Opinion
No. 102682.
June 17, 2010.
Appeal from a judgment of the County Court of Franklin County (Main, Jr., J.), rendered November 24, 2008, convicting defendant upon his plea of guilty of the crime of assault in the second degree.
Lisa A. Burgess, Indian Lake, for appellant.
Derek P. Champagne, District Attorney, Malone, for respondent.
Before: Peters, J.P., Spain, Stein, McCarthy and Garry, JJ.
Defendant pleaded guilty to the crime of assault in the second degree and waived his right to appeal. County Court sentenced him, as agreed, to a prison term of three years and postrelease supervision of five years, and further imposed a fine and ordered restitution. Defendant now appeals, asserting that County Court failed to advise him that restitution could be a part of his sentence.

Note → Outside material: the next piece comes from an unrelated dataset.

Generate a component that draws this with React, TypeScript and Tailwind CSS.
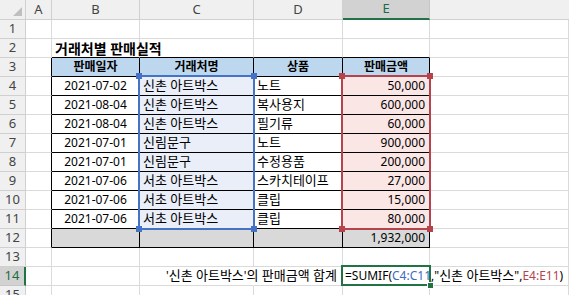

While we agree with defendant that the issue is properly before us and not encompassed by his appeal waiver, we nevertheless affirm ( see People v McNulty, 70 AD3d 1127, 1128; People v Branch-El, 12 AD3d 785, 786, lv denied 4 NY3d 761). During the plea colloquy, defendant was specifically warned by County Court that it could order restitution as part of the sentence. As defendant entered into his guilty plea with full knowledge that restitution could be imposed, County Court was not obligated to permit him to withdraw his plea or otherwise obtain his consent to the restitution component of his sentence ( see People v McKenzie, 28 AD3d 942, 943, lv denied 7 NY3d 759; cf. People v Sawyer, 55 AD3d 949, 951).
Ordered that the judgment is affirmed.